Harmonious Color Pairings: Insights from Human Preference and Natural Hue Statistics
Ortensia Forni, Alexandre Darmon, Michael Benzaquen
TL;DR
Quantifies color harmony using controlled hue palettes in the HSL space by constructing a score matrix $S$ from participant judgments and deriving a Combinability index $C(j)$; analyzes the symmetric component $S^{s}=\tfrac{1}{2}(S+S^{\top})$ with principal component analysis to reveal two complementary hue groups and their ecological alignment with natural hue statistics. The study finds hue-dependent harmony with a robust global contrast-preference region around $\Delta\theta\approx160^{\circ}$–$220^{\circ}$, and shows that the observed patterns align with hue distributions in natural landscapes, suggesting perceptual and ecological underpinnings. It provides a quantitative framework for color harmony, highlights limitations of hue-only analysis and the HSL color space, and outlines future work toward perceptually uniform color spaces and broader, more diverse participant samples.
Abstract
While color harmony has long been studied in art and design, a clear consensus remains elusive, as most models are grounded in qualitative insights or limited datasets. In this work, we present a quantitative, data-driven study of color pairing preferences using controlled hue-based palettes in the HSL color space. Participants evaluated combinations of thirteen distinct hues, enabling us to construct a preference matrix and define a combinability index for each color.

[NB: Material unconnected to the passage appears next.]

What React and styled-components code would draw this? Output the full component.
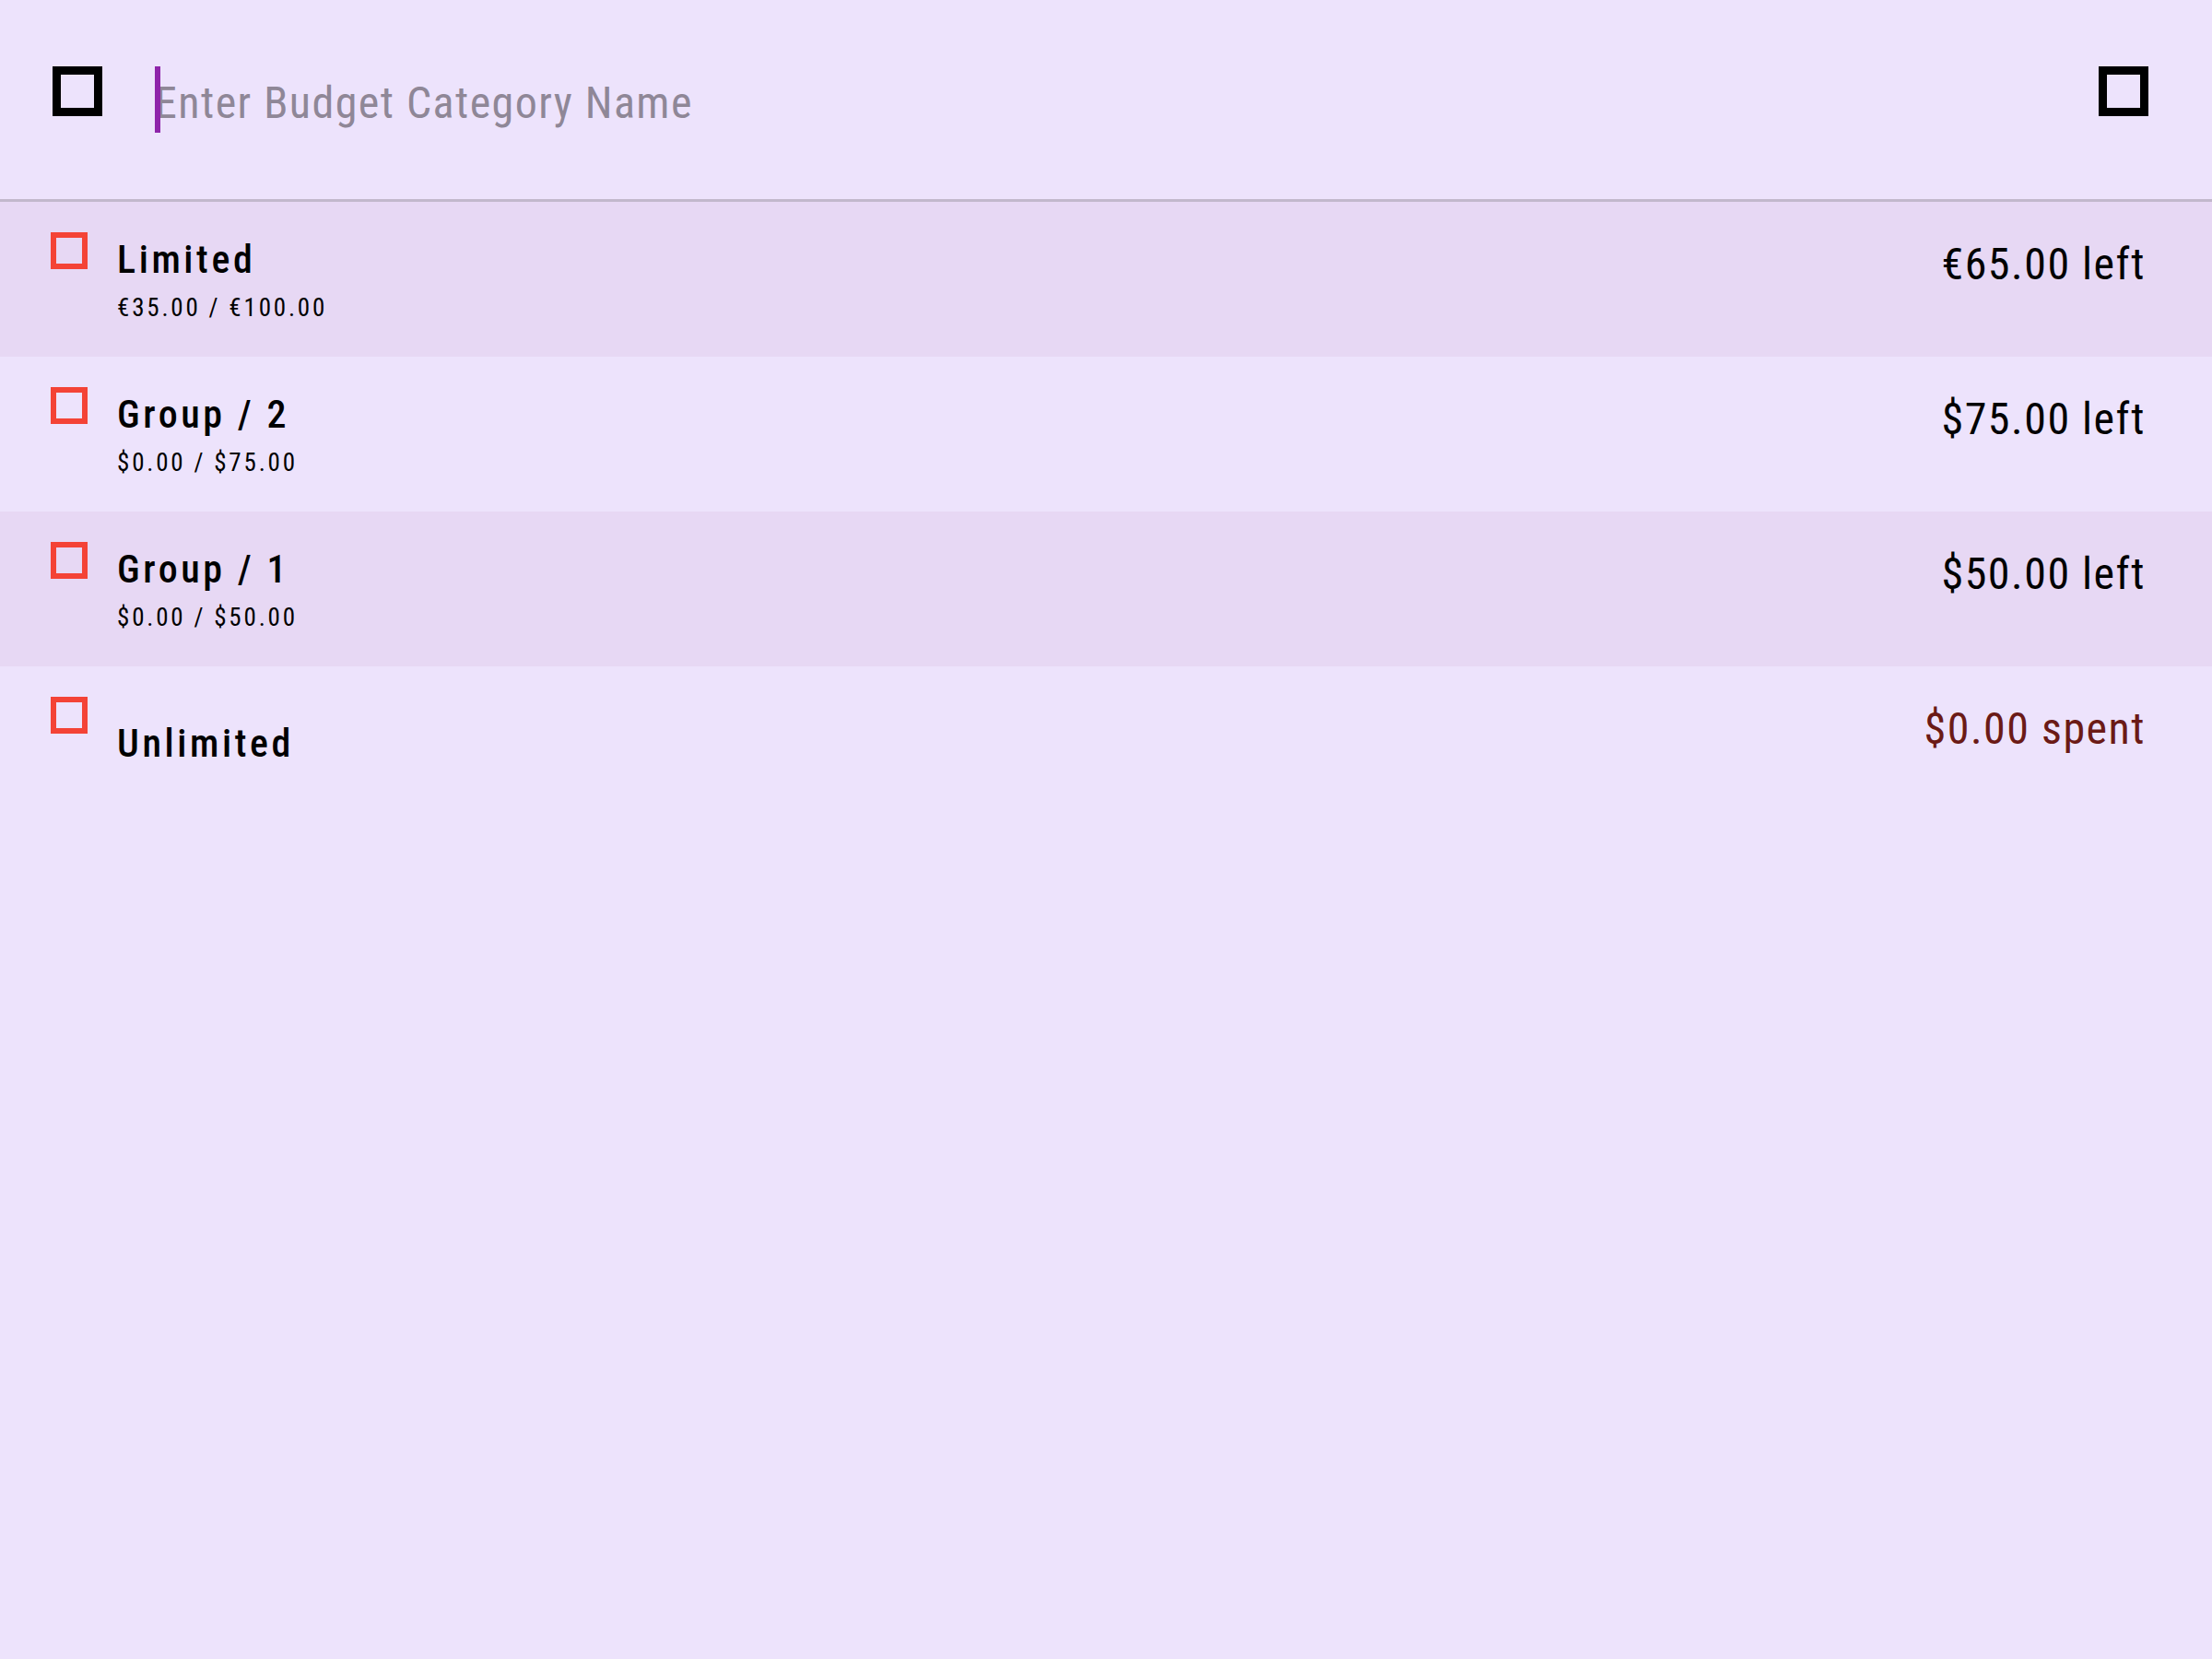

Our results reveal that preferences are highly hue dependent, challenging the assumption of universal harmony rules proposed in the literature. Yet, when averaged over hues, statistically meaningful patterns of aesthetic preference emerge, with certain hue separations perceived as more harmonious. Strikingly, these patterns align with hue distributions found in natural landscapes, pointing to a statistical correspondence between human color preferences and the structure of color in nature. Finally, we analyze our color-pairing score matrix through principal component analysis, which uncovers two complementary hue groups whose interplay underlies the global structure of color-pairing preferences. Together, these findings offer a quantitative framework for studying color harmony and its potential perceptual and ecological underpinnings.